What Could Still Derail the Thesis
While Mexico's validation strengthened the bull and base cases, several risks could still undermine the investment thesis:
Mexico Rate Sensitivity: If deposit repricing ultimately fails and balances flee over longer periods, it would question the sustainability of international expansion funding.
Brazil Credit Quality: Economic stress testing remains incomplete. Late-bucket deterioration during recession could reveal credit model weaknesses.
Execution Risk: International expansion beyond Mexico could stumble due to regulatory challenges or different market dynamics.
Competitive Response: Traditional banks might successfully digitize, or Big Tech could enter with regulatory advantages Nu cannot match.
Early Warning Signals: Mexico deposit outflows, Brazil NPL increases without economic explanation, ARPAC stagnation for multiple quarters, or market share reversals in core geographies.
These risks exist but have lower probability given Q2 evidence.
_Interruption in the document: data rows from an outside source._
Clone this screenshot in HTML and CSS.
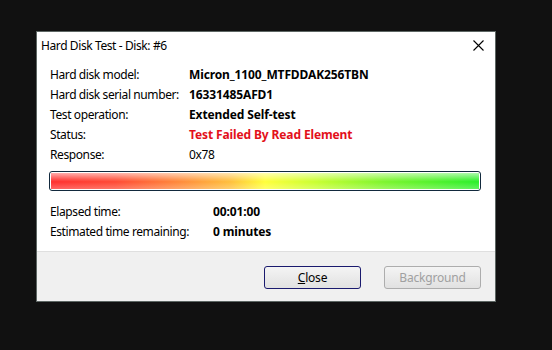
FILE: index.html
```html
<!DOCTYPE html>
<html lang="en">

<head>
  <meta charset="UTF-8">
  <meta name="viewport" content="width=device-width, initial-scale=1.0">
  <title>Hard Disk Test</title>
  <link rel="stylesheet" href="styles.css">
</head>

<body>

  <div class="window">
    <div class="titlebar">
      <span class="title">Hard Disk Test - Disk: #6</span>
      <span class="close-x">
        <svg width="11" height="11" viewBox="0 0 11 11">
          <path d="M0.5 0.5 L10.5 10.5 M10.5 0.5 L0.5 10.5" stroke="#000" stroke-width="1.1" fill="none" />
        </svg>
      </span>
    </div>

    <div class="content">
      <div class="info">
        <span>Hard disk model:</span><b>Micron_1100_MTFDDAK256TBN</b>
        <span>Hard disk serial number:</span><b>16331485AFD1</b>
        <span>Test operation:</span><b>Extended Self-test</b>
        <span>Status:</span><b class="failed">Test Failed By Read Element</b>
        <span>Response:</span><span>0x78</span>
      </div>

      <div class="progress">
        <div class="progress-fill"></div>
      </div>

      <div class="times">
        <span>Elapsed time:</span><b>00:01:00</b>
        <span>Estimated time remaining:</span><b>0 minutes</b>
      </div>
    </div>

    <div class="footer">
      <button class="btn btn-default"><u>C</u>lose</button>
      <button class="btn" disabled>Background</button>
    </div>
  </div>

</body>

</html>
```

FILE: styles.css
```css
* {
  margin: 0;
  padding: 0;
  box-sizing: border-box;
}

body {
  background: #111111;
  font-family: "Noto Sans", "Open Sans", sans-serif;
  font-size: 12px;
  letter-spacing: -0.4px;
  color: #000;
  overflow: hidden;
}

.window {
  width: 460px;
  height: 271px;
  margin: 31px 0 0 36px;
  background: #fff;
  border: 1px solid #5d6663;
  display: flex;
  flex-direction: column;
}

.titlebar {
  height: 26px;
  display: flex;
  align-items: center;
  justify-content: space-between;
  padding: 0 11px 0 4px;
}

.close-x {
  display: flex;
}

.content {
  flex: 1;
  padding: 6px 14px 0 12px;
}

.info,
.times {
  display: grid;
  grid-template-columns: 139px auto;
  grid-auto-rows: 20px;
  align-items: center;
  padding-left: 1px;
}

.times {
  grid-template-columns: 163px auto;
  margin-top: 10px;
}

.info b,
.times b {
  font-weight: bold;
  letter-spacing: -0.12px;
}

.failed {
  color: #e3101a;
}

/* --------進度條--------- */
.progress {
  margin-top: 7px;
  height: 20px;
  border: 1px solid #12293d;
  border-radius: 3px;
  padding: 1px;
  background: #fff;
}

.progress-fill {
  height: 100%;
  background:
    linear-gradient(to bottom, rgba(255, 255, 255, 0.6) 0%, rgba(255, 255, 255, 0.15) 40%, rgba(255, 255, 255, 0) 55%, rgba(255, 255, 255, 0.25) 100%),
    linear-gradient(to right, #ff2f2f 0%, #ff4a34 15%, #ff8a3a 30%, #ffc03c 42%, #ffff3a 50%, #c8ff30 62%, #7cf52c 78%, #2aef2a 100%);
}

/* --------按鈕--------- */
.footer {
  height: 50px;
  background: #f0f0f0;
  border-top: 1px solid #dfdfdf;
  display: flex;
  justify-content: flex-end;
  gap: 23px;
  padding: 14px 14px 0 0;
}

.btn {
  width: 97px;
  height: 23px;
  font-family: inherit;
  font-size: 12px;
  letter-spacing: -0.2px;
  border: 1px solid #adadad;
  border-radius: 3px;
  background: linear-gradient(to bottom, #f4f4f4, #e1e1e1);
  color: #a0a0a0;
}

.btn-default {
  border-color: #1a1a6e;
  color: #000;
}
```
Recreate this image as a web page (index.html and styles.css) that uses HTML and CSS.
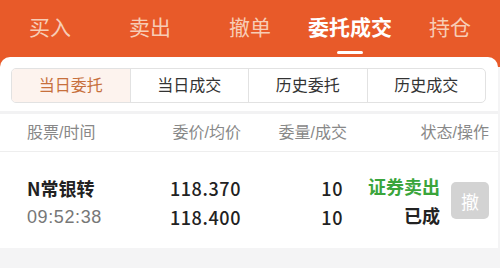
FILE: index.html
```html
<!DOCTYPE html>
<html lang="zh">
<head>
  <meta charset="UTF-8" />
  <meta name="viewport" content="width=device-width, initial-scale=1.0"/>
  <title>委托成交</title>
  <link rel="stylesheet" href="styles.css">
</head>
<body>

  <!-- Top tabs -->
  <div class="top-tabs">
    <div class="top-tab">买入</div>
    <div class="top-tab">卖出</div>
    <div class="top-tab">撤单</div>
    <div class="top-tab active">委托成交</div>
    <div class="top-tab">持仓</div>
  </div>

  <div class="panel">
    <div class="segments-wrap">
      <div class="segments">
        <div class="segment active">当日委托</div>
        <div class="segment">当日成交</div>
        <div class="segment">历史委托</div>
        <div class="segment">历史成交</div>
      </div>
    </div>

    <div class="table-head">
      <div class="col-name">股票/时间</div>
      <div class="col-price">委价/均价</div>
      <div class="col-qty">委量/成交</div>
      <div class="col-status">状态/操作</div>
    </div>

    <div class="order-row">
      <div class="col-name">
        <div class="stock-name">N常银转</div>
        <div class="order-time">09:52:38</div>
      </div>
      <div class="col-price num">
        <div>118.370</div>
        <div>118.400</div>
      </div>
      <div class="col-qty num">
        <div>10</div>
        <div>10</div>
      </div>
      <div class="col-status status-cell">
        <div class="status-text">
          <div class="sell">证券卖出</div>
          <div class="done">已成</div>
        </div>
        <button class="cancel-btn" disabled>撤</button>
      </div>
    </div>
  </div>

</body>
</html>
```

FILE: styles.css
```css
body {
  margin: 0;
  font-family: "Liberation Sans", "Noto Sans CJK SC", sans-serif;
  background: #f4f4f5;
  color: #222;
}

.top-tabs {
  display: flex;
  background: #e85a29;
  height: 67px;
}

.top-tab {
  flex: 1;
  position: relative;
  text-align: center;
  font-size: 21px;
  line-height: 56px;
  color: #f7cdb6;
}

.top-tab.active {
  color: #ffffff;
  font-weight: bold;
}

.top-tab.active::after {
  content: "";
  position: absolute;
  left: 50%;
  top: 51px;
  width: 26px;
  height: 3px;
  margin-left: -13px;
  border-radius: 2px;
  background: #ffffff;
}

.panel {
  margin-top: -10px;
  margin-right: 2px;
  background: #ffffff;
  border-radius: 10px 10px 0 0;
}

.segments-wrap {
  padding: 11px 12px 8px 11px;
  border-bottom: 3px solid #f2f2f3;
}

.segments {
  display: flex;
  border: 1px solid #e2e2e2;
  border-radius: 5px;
  overflow: hidden;
}

.segment {
  flex: 1;
  height: 33px;
  line-height: 33px;
  text-align: center;
  font-size: 16px;
  color: #333;
  border-left: 1px solid #e2e2e2;
}

.segment:first-child {
  border-left: none;
}

.segment.active {
  background: #fdf3ee;
  color: #c7703c;
}

.table-head,
.order-row {
  display: grid;
  grid-template-columns: 103px 111px 106px 142px;
  padding-left: 27px;
}

.table-head {
  height: 37px;
  line-height: 37px;
  font-size: 16px;
  color: #888;
  border-bottom: 1px solid #eeeeee;
}

.col-price,
.col-qty,
.col-status {
  text-align: right;
}

.order-row {
  height: 96px;
  align-content: center;
  padding-top: 5px;
  box-sizing: border-box;
  font-size: 18px;
  line-height: 29px;
}

.stock-name {
  font-family: "Noto Sans CJK SC", sans-serif;
  font-weight: 600;
  color: #222;
}

.order-time {
  color: #777;
  letter-spacing: 0.6px;
}

.num {
  font-family: "Noto Sans CJK SC", sans-serif;
  font-weight: 500;
  color: #222;
  letter-spacing: 0.6px;
}

.col-qty.num {
  padding-right: 4px;
}

.status-cell {
  display: flex;
  justify-content: flex-end;
  align-items: center;
  gap: 11px;
}

.sell {
  color: #3aa53b;
  font-weight: bold;
}

.done {
  color: #222;
  font-weight: bold;
}

.cancel-btn {
  width: 38px;
  height: 37px;
  margin-top: -4px;
  border: none;
  border-radius: 5px;
  background: #d3d3d3;
  color: #ffffff;
  font-family: "Noto Sans CJK SC", sans-serif;
  font-size: 18px;
  padding: 0;
}
```
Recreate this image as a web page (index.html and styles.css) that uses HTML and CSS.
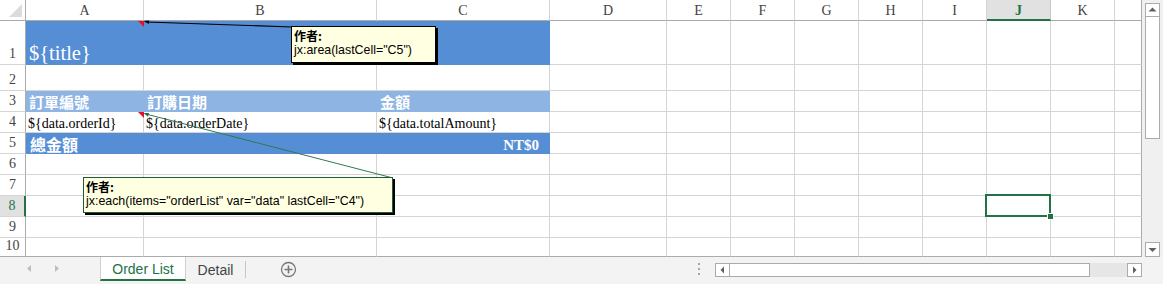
FILE: index.html
```html
<!DOCTYPE html>
<html lang="zh-Hant">
<head>
<meta charset="utf-8">
<title>Order List</title>
<link rel="stylesheet" href="styles.css">
</head>
<body>
<div class="app">
  <div class="sheet">
    <div class="grid">
      <!-- header row -->
      <div class="corner"><svg width="26" height="21" viewBox="0 0 26 21"><polygon points="9,17 22,17 22,4" fill="#dcdcdc"/></svg></div>
      <div class="ch">A</div><div class="ch">B</div><div class="ch">C</div><div class="ch">D</div>
      <div class="ch">E</div><div class="ch">F</div><div class="ch">G</div><div class="ch">H</div>
      <div class="ch">I</div><div class="ch sel">J</div><div class="ch">K</div><div class="ch last"></div>
      <!-- row 1 -->
      <div class="rh">1</div>
      <div class="c dark title note">${title}</div><div class="c dark"></div><div class="c dark"></div>
      <div class="c"></div><div class="c"></div><div class="c"></div><div class="c"></div><div class="c"></div>
      <div class="c"></div><div class="c"></div><div class="c"></div><div class="c last"></div>
      <!-- row 2 -->
      <div class="rh">2</div>
      <div class="c"></div><div class="c"></div><div class="c"></div><div class="c"></div><div class="c"></div><div class="c"></div>
      <div class="c"></div><div class="c"></div><div class="c"></div><div class="c"></div><div class="c"></div><div class="c last"></div>
      <!-- row 3 -->
      <div class="rh">3</div>
      <div class="c light head">訂單編號</div><div class="c light head">訂購日期</div><div class="c light head">金額</div>
      <div class="c"></div><div class="c"></div><div class="c"></div><div class="c"></div><div class="c"></div>
      <div class="c"></div><div class="c"></div><div class="c"></div><div class="c last"></div>
      <!-- row 4 -->
      <div class="rh">4</div>
      <div class="c data note">${data.orderId}</div><div class="c data">${data.orderDate}</div><div class="c data">${data.totalAmount}</div>
      <div class="c"></div><div class="c"></div><div class="c"></div><div class="c"></div><div class="c"></div>
      <div class="c"></div><div class="c"></div><div class="c"></div><div class="c last"></div>
      <!-- row 5 -->
      <div class="rh">5</div>
      <div class="c dark head low">總金額</div><div class="c dark"></div><div class="c dark total">NT$0</div>
      <div class="c"></div><div class="c"></div><div class="c"></div><div class="c"></div><div class="c"></div>
      <div class="c"></div><div class="c"></div><div class="c"></div><div class="c last"></div>
      <!-- row 6 -->
      <div class="rh">6</div>
      <div class="c"></div><div class="c"></div><div class="c"></div><div class="c"></div><div class="c"></div><div class="c"></div>
      <div class="c"></div><div class="c"></div><div class="c"></div><div class="c"></div><div class="c"></div><div class="c last"></div>
      <!-- row 7 -->
      <div class="rh">7</div>
      <div class="c"></div><div class="c"></div><div class="c"></div><div class="c"></div><div class="c"></div><div class="c"></div>
      <div class="c"></div><div class="c"></div><div class="c"></div><div class="c"></div><div class="c"></div><div class="c last"></div>
      <!-- row 8 -->
      <div class="rh sel">8</div>
      <div class="c"></div><div class="c"></div><div class="c"></div><div class="c"></div><div class="c"></div><div class="c"></div>
      <div class="c"></div><div class="c"></div><div class="c"></div><div class="c active"></div><div class="c"></div><div class="c last"></div>
      <!-- row 9 -->
      <div class="rh">9</div>
      <div class="c"></div><div class="c"></div><div class="c"></div><div class="c"></div><div class="c"></div><div class="c"></div>
      <div class="c"></div><div class="c"></div><div class="c"></div><div class="c"></div><div class="c"></div><div class="c last"></div>
      <!-- row 10 -->
      <div class="rh bottom">10</div>
      <div class="c bottom"></div><div class="c bottom"></div><div class="c bottom"></div><div class="c bottom"></div><div class="c bottom"></div><div class="c bottom"></div>
      <div class="c bottom"></div><div class="c bottom"></div><div class="c bottom"></div><div class="c bottom"></div><div class="c bottom"></div><div class="c bottom last"></div>
    </div>
    <div class="vscroll">
      <div class="vbtn"><svg width="13" height="12" viewBox="0 0 13 12"><polygon points="2.5,7.5 10.5,7.5 6.5,3.5" fill="#606060"/></svg></div>
      <div class="vthumb"></div>
      <div class="vtrack"></div>
      <div class="vbtn"><svg width="13" height="13" viewBox="0 0 13 13"><polygon points="2.5,5 10.5,5 6.5,9" fill="#606060"/></svg></div>
    </div>
  </div>

  <div class="tabsbar">
    <div class="nav">
      <svg class="navarrow" width="6" height="8" viewBox="0 0 6 8"><polygon points="5,0 5,7 1,3.5" fill="#bdbdbd"/></svg>
      <svg class="navarrow" width="6" height="8" viewBox="0 0 6 8"><polygon points="1,0 1,7 5,3.5" fill="#bdbdbd"/></svg>
    </div>
    <div class="tab active">Order List</div>
    <div class="tab">Detail</div>
    <div class="sep"></div>
    <svg class="plus" width="17" height="17" viewBox="0 0 17 17"><circle cx="8.5" cy="8.5" r="7" fill="none" stroke="#777" stroke-width="1.3"/><path d="M8.5 4.5v8M4.5 8.5h8" stroke="#777" stroke-width="1.6"/></svg>
    <div class="spacer"></div>
    <div class="splitter"><span></span><span></span><span></span></div>
    <div class="hscroll">
      <div class="hbtn"><svg width="13" height="12" viewBox="0 0 13 12"><polygon points="8,2.5 8,9.5 4.5,6" fill="#606060"/></svg></div>
      <div class="hthumb"></div>
      <div class="htrack"></div>
      <div class="hbtn"><svg width="13" height="12" viewBox="0 0 13 12"><polygon points="5,2.5 5,9.5 8.5,6" fill="#606060"/></svg></div>
    </div>
  </div>

  <svg class="connectors" width="1163" height="284" viewBox="0 0 1163 284">
    <line x1="146" y1="22" x2="292" y2="27" stroke="#000" stroke-width="1.2"/>
    <polygon points="143.5,21 149,20.5 149,24" fill="#000"/>
    <line x1="146" y1="114" x2="393" y2="178" stroke="#2f7a4f" stroke-width="1"/>
    <polygon points="143.5,113 149,113 148,116.8" fill="#217346"/>
  </svg>

  <div class="comment c1">
    <div class="author">作者:</div>
    <div>jx:area(lastCell="C5")</div>
  </div>
  <div class="comment c2">
    <div class="author">作者:</div>
    <div>jx:each(items="orderList" var="data" lastCell="C4")</div>
  </div>
</div>
</body>
</html>
```

FILE: styles.css
```css
html, body {
  margin: 0;
  padding: 0;
  background: #fff;
  overflow: hidden;
}

.app {
  position: relative;
  width: 1163px;
  height: 284px;
  font-family: "Liberation Serif", "Noto Sans CJK TC", serif;
  color: #000;
}

.sheet {
  display: flex;
  height: 257px;
}

.grid {
  display: grid;
  grid-template-columns: 26px 118px 233px 173px 117px repeat(7, 64px) 27px;
  grid-template-rows: 21px 44px 26px repeat(7, 21px) 19px;
  width: 1142px;
  overflow: hidden;
}

.grid > div {
  box-sizing: border-box;
  min-width: 0;
  border-right: 1px solid #d4d4d4;
  border-bottom: 1px solid #d4d4d4;
  white-space: nowrap;
}

.grid > .corner {
  border-right-color: #ababab;
  border-bottom-color: #ababab;
}
.corner svg { display: block; }

.grid > .ch {
  border-bottom-color: #ababab;
  text-align: center;
  font-size: 14px;
  line-height: 21px;
  color: #444;
}
.grid > .ch.sel {
  background: #e1e1e1;
  color: #217346;
  font-weight: bold;
  border-bottom: 2px solid #217346;
  border-right-color: #c6c6c6;
}

.grid > .rh {
  border-right-color: #ababab;
  display: flex;
  align-items: flex-end;
  justify-content: center;
  font-size: 14px;
  line-height: 18px;
  color: #444;
  padding-bottom: 1px;
}
.grid > .rh.sel {
  background: #e1e1e1;
  color: #217346;
  border-right: 2px solid #217346;
}

.grid > .last { border-right-color: #ababab; }
.grid > .bottom { border-bottom-color: #ababab; }

.grid > .c {
  display: flex;
  align-items: flex-end;
  padding: 0 2px 0 2px;
  overflow: visible;
}

.grid > .dark { background: #558ed5; border-color: #558ed5; }
.grid > .light { background: #8db4e2; border-color: #8db4e2; }

.grid > .title {
  color: #fff;
  font-size: 20.5px;
  line-height: 21px;
  padding-left: 3px;
  padding-bottom: 0;
}

.grid > .head {
  color: #fff;
  font-family: "Noto Sans CJK TC", sans-serif;
  font-weight: bold;
  font-size: 15px;
  line-height: 19px;
  padding-left: 3px;
}
.grid > .head.low {
  font-size: 16px;
  line-height: 17px;
  padding-left: 4px;
}

.grid > .data {
  font-size: 14px;
  line-height: 16px;
}

.grid > .total {
  justify-content: flex-end;
  color: #fff;
  font-weight: bold;
  font-size: 15px;
  line-height: 16px;
  padding-right: 10px;
}

.grid > .note { position: relative; }
.grid > .note::after {
  content: "";
  position: absolute;
  top: 0;
  right: -1px;
  border-top: 6px solid #e81123;
  border-left: 6px solid transparent;
}

.grid > .active { position: relative; }
.grid > .active::before {
  content: "";
  position: absolute;
  left: -2px;
  top: -2px;
  right: -1px;
  bottom: -1px;
  border: 2px solid #217346;
}
.grid > .active::after {
  content: "";
  position: absolute;
  right: -4px;
  bottom: -4px;
  width: 5px;
  height: 5px;
  background: #217346;
  border: 1px solid #fff;
}

/* vertical scrollbar */
.vscroll {
  width: 21px;
  background: #f0f0f0;
  box-sizing: border-box;
  padding: 3px 3px 0 3px;
  display: flex;
  flex-direction: column;
}
.vbtn {
  height: 14px;
  border: 1px solid #ababab;
  background: #fff;
  box-sizing: border-box;
  display: flex;
  align-items: center;
  justify-content: center;
}
.vbtn:last-child { height: 15px; }
.vbtn svg { display: block; }
.vthumb {
  height: 122px;
  border: 1px solid #ababab;
  border-top: 0;
  background: #fff;
  box-sizing: border-box;
}
.vtrack { flex: 1; background: #f0f0f0; }

/* sheet tabs bar */
.tabsbar {
  display: flex;
  height: 27px;
  background: #f3f3f3;
  font-family: "Liberation Sans", sans-serif;
}
.nav {
  width: 100px;
  display: flex;
  align-items: center;
  padding-left: 26px;
  box-sizing: border-box;
  gap: 22px;
  margin-top: -3px;
}
.navarrow { display: block; }

.tab {
  height: 24px;
  box-sizing: border-box;
  display: flex;
  align-items: center;
  justify-content: center;
  font-size: 14px;
  color: #444;
  padding-top: 1px;
}
.tab.active {
  width: 86px;
  background: #fff;
  color: #217346;
  border-left: 1px solid #d0d0d0;
  border-right: 1px solid #d0d0d0;
  border-bottom: 2px solid #217346;
  height: 24px;
}
.tab:not(.active) {
  width: 59px;
}
.sep {
  width: 1px;
  height: 17px;
  margin-top: 4px;
  background: #c6c6c6;
}
.plus {
  display: block;
  margin-left: 34px;
  margin-top: 4px;
}
.spacer { flex: 1; }

.splitter {
  display: flex;
  flex-direction: column;
  gap: 3px;
  padding-top: 6px;
  margin-right: 15px;
}
.splitter span {
  display: block;
  width: 2px;
  height: 2px;
  background: #a6a6a6;
}

.hscroll {
  width: 427px;
  height: 14px;
  margin-top: 6px;
  margin-right: 21px;
  display: flex;
}
.hbtn {
  width: 15px;
  border: 1px solid #ababab;
  background: #fff;
  box-sizing: border-box;
  display: flex;
  align-items: center;
  justify-content: center;
}
.hbtn svg { display: block; }
.hthumb {
  width: 360px;
  border: 1px solid #ababab;
  border-left: 0;
  background: #fff;
  box-sizing: border-box;
}
.htrack { flex: 1; background: #e6e6e6; }

/* comments overlay */
.connectors {
  position: absolute;
  left: 0;
  top: 0;
  pointer-events: none;
}

.comment {
  position: absolute;
  box-sizing: border-box;
  background: #ffffe1;
  border: 1px solid #000;
  box-shadow: 2px 2px 0 #000;
  font-family: "Liberation Sans", "Noto Sans CJK TC", sans-serif;
  font-size: 12.4px;
  line-height: 15px;
  padding: 1px 2px;
  color: #000;
  white-space: nowrap;
}
.comment .author {
  font-weight: bold;
  font-family: "Noto Sans CJK TC", sans-serif;
  font-size: 12px;
  line-height: 15px;
}
.c1 {
  left: 291px;
  top: 26px;
  width: 145px;
  height: 37px;
}
.c2 {
  left: 83px;
  top: 177px;
  width: 310px;
  height: 36px;
  border-color: #1e5c38;
}
```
The Mexico deposit test addressed the biggest concern about international expansion sustainability.
Epilogue: Trust Compounds
That Mexican user who didn't move her money despite lower rates? She represents millions of micro-decisions that collectively validate Nubank's most important strategic bet: that superior product experience creates switching costs more durable than any promotional interest rate.
The Mexico test revealed something profound about the nature of modern financial services. In a world where every bank can offer competitive rates, the sustainable advantage belongs to whoever creates the most utility in customers' daily financial lives. Nu didn't just pass this test—they defined a new standard for what product-market fit looks like in financial services.
The cheapest capital in Latin America isn't a teaser rate—it's habitual trust inside an app. Mexico just proved that trust, once earned, compounds faster than any promotional interest rate. Nu Holdings has moved from proving they can execute a strategy to proving that strategy creates sustainable competitive advantages.
The validation quarter is complete. The infrastructure quarter has begun.
From current price of $13.30, the probability-weighted expected return suggests 22% IRR over three years. The Mexico deposit test de-risked international expansion while demonstrating the quality of Nu's competitive positioning. For investors seeking asymmetric risk/reward profiles in emerging market platforms, the validation quarter strengthened an already compelling investment thesis.